460 millions. C’est le nombre de tonnes de plastique produites en 2022, selon l’Organisation de coopération et de développement économiques (OCDE). Avec l’avènement de la grande distribution dans les années 70-80, la production de plastique jetable n’a cessé de croître à tel point qu’on retrouve aujourd’hui cette matière dans de nombreux objets du quotidien.  

Léger, résistant, bon marché, le plastique a tout pour plaire côté pile. Mais côté face, la réalité est moins reluisante. Au-delà des étapes de production – qui génèrent d’importantes pollutions, la phase d’utilisation et la fin de vie des objets en plastique ne sont pas sans conséquence pour l’environnement. D’après l’Ifremer (Institut français de recherche pour l’exploitation de la mer), les plastiques représentent 80 % des déchets en mer. A cela s’ajoute le problème des microplastiques : "24 milliards flottent à la surface des océans". 

Un procédé innovant 

Face à ce fléau écologique, des alternatives essaiment, comme les plastiques biosourcés ou biodégradables, à l’image de ceux proposés par la société Lactips, basée à Saint-Paul-en-Jarez (Loire).

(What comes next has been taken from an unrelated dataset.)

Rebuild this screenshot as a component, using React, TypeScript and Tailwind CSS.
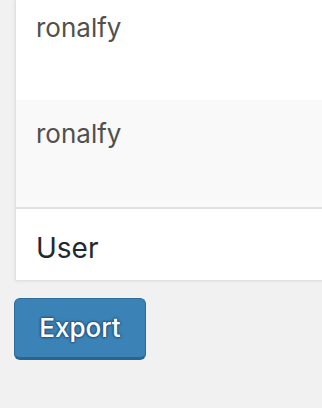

Leur particularité : ils sont fabriqués à partir de caséine, une protéine présente dans le lait de vache. 

Lactips

L’idée d’utiliser ce sous-produit est née en 2014, à la suite de travaux de recherche menés par Frédéric Prochazka, enseignant-chercheur à l’université de Saint-Etienne (Loire). "La matière n’est pas nouvelle en soi. On la retrouve depuis longtemps dans différentes industries, comme la papeterie, la peinture...Notre innovation réside dans le procédé de valorisation que nous avons développé et fait breveter", souligne Bertrand Duperoux, vice-président commercial et marketing chez Lactips. 

La protéine de lait est notamment mélangée à des ingrédients naturels, comme de l’eau, afin de fabriquer un granulé qui va être fondu pour lui donner différentes formes selon l’usage souhaité.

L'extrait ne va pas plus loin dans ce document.